-- START OF DATA SEGMENT --
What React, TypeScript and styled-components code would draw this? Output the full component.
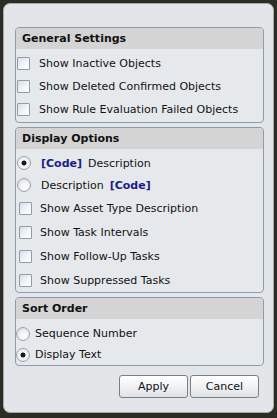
import styled, { createGlobalStyle } from "styled-components";

const GlobalStyle = createGlobalStyle`
  html, body {
    margin: 0;
    padding: 0;
    background: #2c2c24;
  }
  body {
    font-family: "DejaVu Sans", "Liberation Sans", sans-serif;
    font-size: 11px;
    color: #111;
  }
`;

interface Option {
  label: string;
  kind: "check" | "radio";
  checked?: boolean;
  codeFirst?: boolean;
  codeLast?: boolean;
}

const generalOptions: Option[] = [
  { label: "Show Inactive Objects", kind: "check" },
  { label: "Show Deleted Confirmed Objects", kind: "check" },
  { label: "Show Rule Evaluation Failed Objects", kind: "check" },
];

const displayOptions: Option[] = [
  { label: "Description", kind: "radio", checked: true, codeFirst: true },
  { label: "Description", kind: "radio", codeLast: true },
  { label: "Show Asset Type Description", kind: "check" },
  { label: "Show Task Intervals", kind: "check" },
  { label: "Show Follow-Up Tasks", kind: "check" },
  { label: "Show Suppressed Tasks", kind: "check" },
];

const sortOptions: Option[] = [
  { label: "Sequence Number", kind: "radio" },
  { label: "Display Text", kind: "radio", checked: true },
];

function OptionRow({
  option,
  height,
  indent,
  gap,
}: {
  option: Option;
  height: number;
  indent: number;
  gap: number;
}) {
  return (
    <Row $height={height} $indent={indent} $gap={gap}>
      {option.kind === "check" ? (
        <CheckBox type="checkbox" defaultChecked={option.checked} />
      ) : (
        <Radio type="radio" defaultChecked={option.checked} readOnly />
      )}
      <Label>
        {option.codeFirst && <Code>[Code]</Code>}
        {option.label}
        {option.codeLast && <Code $after>[Code]</Code>}
      </Label>
    </Row>
  );
}

function App() {
  return (
    <>
      <GlobalStyle />
      <Screen>
        <Dialog>
          <Group>
            <GroupHeader>General Settings</GroupHeader>
            <GroupBody $top={3} $bottom={1}>
              {generalOptions.map((o) => (
                <OptionRow key={o.label} option={o} height={23} indent={1} gap={9} />
              ))}
            </GroupBody>
          </Group>
          <Group>
            <GroupHeader>Display Options</GroupHeader>
            <GroupBody $top={3} $bottom={0}>
              {displayOptions.map((o, i) =>
                o.kind === "radio" ? (
                  <OptionRow key={i} option={o} height={22} indent={1} gap={10} />
                ) : (
                  <OptionRow key={i} option={o} height={24} indent={3} gap={8} />
                )
              )}
            </GroupBody>
          </Group>
          <Group>
            <GroupHeader>Sort Order</GroupHeader>
            <GroupBody $top={4} $bottom={0}>
              {sortOptions.map((o) => (
                <OptionRow key={o.label} option={o} height={21} indent={0} gap={5} />
              ))}
            </GroupBody>
          </Group>
          <Buttons>
            <Button>Apply</Button>
            <Button>Cancel</Button>
          </Buttons>
        </Dialog>
      </Screen>
    </>
  );
}

const Screen = styled.div`
  width: 277px;
  height: 418px;
  padding: 3px 3px 5px 3px;
  box-sizing: border-box;
`;

const Dialog = styled.div`
  height: 100%;
  box-sizing: border-box;
  padding: 23px 9px 0 11px;
  background: #e3e6e9;
  border: 1px solid #a4a9ae;
  border-radius: 7px;
  display: flex;
  flex-direction: column;
  gap: 4px;
`;

const Group = styled.section`
  border: 1px solid #8d9bae;
  border-radius: 4px;
  background: #e6e9ec;
  overflow: hidden;
`;

const GroupHeader = styled.div`
  height: 21px;
  line-height: 21px;
  padding-left: 6px;
  background: #d4d4d4;
  font-weight: bold;
  font-size: 11px;
  color: #111;
`;

const GroupBody = styled.div<{ $top: number; $bottom: number }>`
  display: flex;
  flex-direction: column;
  padding: ${(p) => p.$top}px 0 ${(p) => p.$bottom}px 0;
`;

const Row = styled.label<{ $height: number; $indent: number; $gap: number }>`
  display: flex;
  align-items: center;
  height: ${(p) => p.$height}px;
  padding-left: ${(p) => p.$indent}px;
  gap: ${(p) => p.$gap}px;
`;

const CheckBox = styled.input`
  appearance: none;
  margin: 0;
  width: 13px;
  height: 13px;
  box-sizing: border-box;
  border: 1px solid #8e9cae;
  border-radius: 1px;
  background: linear-gradient(135deg, #d9dee4 0%, #f4f6f8 60%, #ffffff 100%);
  flex: none;
`;

const Radio = styled.input`
  appearance: none;
  margin: 0;
  width: 14px;
  height: 14px;
  box-sizing: border-box;
  border: 1px solid #98a2ad;
  border-radius: 50%;
  background: radial-gradient(circle at 60% 65%, #ffffff 0%, #eef0f2 45%, #c9ced4 100%);
  flex: none;
  &:checked {
    background: radial-gradient(circle, #1a1a1a 0 2.2px, #f6f7f8 2.8px, #dde1e5 100%);
  }
`;

const Label = styled.span`
  white-space: nowrap;
`;

const Code = styled.b<{ $after?: boolean }>`
  color: #1c1c8a;
  margin: ${(p) => (p.$after ? "0 0 0 6px" : "0 6px 0 0")};
`;

const Buttons = styled.div`
  display: flex;
  justify-content: flex-end;
  gap: 2px;
  margin-top: 5px;
  padding-right: 5px;
`;

const Button = styled.button`
  width: 69px;
  height: 23px;
  border: 1px solid #7a7f86;
  border-radius: 3px;
  background: linear-gradient(#ffffff 0%, #f1f2f4 50%, #dfe2e6 100%);
  font-family: "DejaVu Sans", "Liberation Sans", sans-serif;
  font-size: 11px;
  color: #111;
  padding: 0;
`;

export default App;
-- END OF DATA SEGMENT --
WHAT TO PRODUCE: Reproduce the listing word for word and omit its pictures.

EXERCISE OUTPUT:
What React, TypeScript and styled-components code would draw this? Output the full component.
import styled, { createGlobalStyle } from "styled-components";

const GlobalStyle = createGlobalStyle`
  html, body {
    margin: 0;
    padding: 0;
    background: #2c2c24;
  }
  body {
    font-family: "DejaVu Sans", "Liberation Sans", sans-serif;
    font-size: 11px;
    color: #111;
  }
`;

interface Option {
  label: string;
  kind: "check" | "radio";
  checked?: boolean;
  codeFirst?: boolean;
  codeLast?: boolean;
}

const generalOptions: Option[] = [
  { label: "Show Inactive Objects", kind: "check" },
  { label: "Show Deleted Confirmed Objects", kind: "check" },
  { label: "Show Rule Evaluation Failed Objects", kind: "check" },
];

const displayOptions: Option[] = [
  { label: "Description", kind: "radio", checked: true, codeFirst: true },
  { label: "Description", kind: "radio", codeLast: true },
  { label: "Show Asset Type Description", kind: "check" },
  { label: "Show Task Intervals", kind: "check" },
  { label: "Show Follow-Up Tasks", kind: "check" },
  { label: "Show Suppressed Tasks", kind: "check" },
];

const sortOptions: Option[] = [
  { label: "Sequence Number", kind: "radio" },
  { label: "Display Text", kind: "radio", checked: true },
];

function OptionRow({
  option,
  height,
  indent,
  gap,
}: {
  option: Option;
  height: number;
  indent: number;
  gap: number;
}) {
  return (
    <Row $height={height} $indent={indent} $gap={gap}>
      {option.kind === "check" ? (
        <CheckBox type="checkbox" defaultChecked={option.checked} />
      ) : (
        <Radio type="radio" defaultChecked={option.checked} readOnly />
      )}
      <Label>
        {option.codeFirst && <Code>[Code]</Code>}
        {option.label}
        {option.codeLast && <Code $after>[Code]</Code>}
      </Label>
    </Row>
  );
}

function App() {
  return (
    <>
      <GlobalStyle />
      <Screen>
        <Dialog>
          <Group>
            <GroupHeader>General Settings</GroupHeader>
            <GroupBody $top={3} $bottom={1}>
              {generalOptions.map((o) => (
                <OptionRow key={o.label} option={o} height={23} indent={1} gap={9} />
              ))}
            </GroupBody>
          </Group>
          <Group>
            <GroupHeader>Display Options</GroupHeader>
            <GroupBody $top={3} $bottom={0}>
              {displayOptions.map((o, i) =>
                o.kind === "radio" ? (
                  <OptionRow key={i} option={o} height={22} indent={1} gap={10} />
                ) : (
                  <OptionRow key={i} option={o} height={24} indent={3} gap={8} />
                )
              )}
            </GroupBody>
          </Group>
          <Group>
            <GroupHeader>Sort Order</GroupHeader>
            <GroupBody $top={4} $bottom={0}>
              {sortOptions.map((o) => (
                <OptionRow key={o.label} option={o} height={21} indent={0} gap={5} />
              ))}
            </GroupBody>
          </Group>
          <Buttons>
            <Button>Apply</Button>
            <Button>Cancel</Button>
          </Buttons>
        </Dialog>
      </Screen>
    </>
  );
}

const Screen = styled.div`
  width: 277px;
  height: 418px;
  padding: 3px 3px 5px 3px;
  box-sizing: border-box;
`;

const Dialog = styled.div`
  height: 100%;
  box-sizing: border-box;
  padding: 23px 9px 0 11px;
  background: #e3e6e9;
  border: 1px solid #a4a9ae;
  border-radius: 7px;
  display: flex;
  flex-direction: column;
  gap: 4px;
`;

const Group = styled.section`
  border: 1px solid #8d9bae;
  border-radius: 4px;
  background: #e6e9ec;
  overflow: hidden;
`;

const GroupHeader = styled.div`
  height: 21px;
  line-height: 21px;
  padding-left: 6px;
  background: #d4d4d4;
  font-weight: bold;
  font-size: 11px;
  color: #111;
`;

const GroupBody = styled.div<{ $top: number; $bottom: number }>`
  display: flex;
  flex-direction: column;
  padding: ${(p) => p.$top}px 0 ${(p) => p.$bottom}px 0;
`;

const Row = styled.label<{ $height: number; $indent: number; $gap: number }>`
  display: flex;
  align-items: center;
  height: ${(p) => p.$height}px;
  padding-left: ${(p) => p.$indent}px;
  gap: ${(p) => p.$gap}px;
`;

const CheckBox = styled.input`
  appearance: none;
  margin: 0;
  width: 13px;
  height: 13px;
  box-sizing: border-box;
  border: 1px solid #8e9cae;
  border-radius: 1px;
  background: linear-gradient(135deg, #d9dee4 0%, #f4f6f8 60%, #ffffff 100%);
  flex: none;
`;

const Radio = styled.input`
  appearance: none;
  margin: 0;
  width: 14px;
  height: 14px;
  box-sizing: border-box;
  border: 1px solid #98a2ad;
  border-radius: 50%;
  background: radial-gradient(circle at 60% 65%, #ffffff 0%, #eef0f2 45%, #c9ced4 100%);
  flex: none;
  &:checked {
    background: radial-gradient(circle, #1a1a1a 0 2.2px, #f6f7f8 2.8px, #dde1e5 100%);
  }
`;

const Label = styled.span`
  white-space: nowrap;
`;

const Code = styled.b<{ $after?: boolean }>`
  color: #1c1c8a;
  margin: ${(p) => (p.$after ? "0 0 0 6px" : "0 6px 0 0")};
`;

const Buttons = styled.div`
  display: flex;
  justify-content: flex-end;
  gap: 2px;
  margin-top: 5px;
  padding-right: 5px;
`;

const Button = styled.button`
  width: 69px;
  height: 23px;
  border: 1px solid #7a7f86;
  border-radius: 3px;
  background: linear-gradient(#ffffff 0%, #f1f2f4 50%, #dfe2e6 100%);
  font-family: "DejaVu Sans", "Liberation Sans", sans-serif;
  font-size: 11px;
  color: #111;
  padding: 0;
`;

export default App;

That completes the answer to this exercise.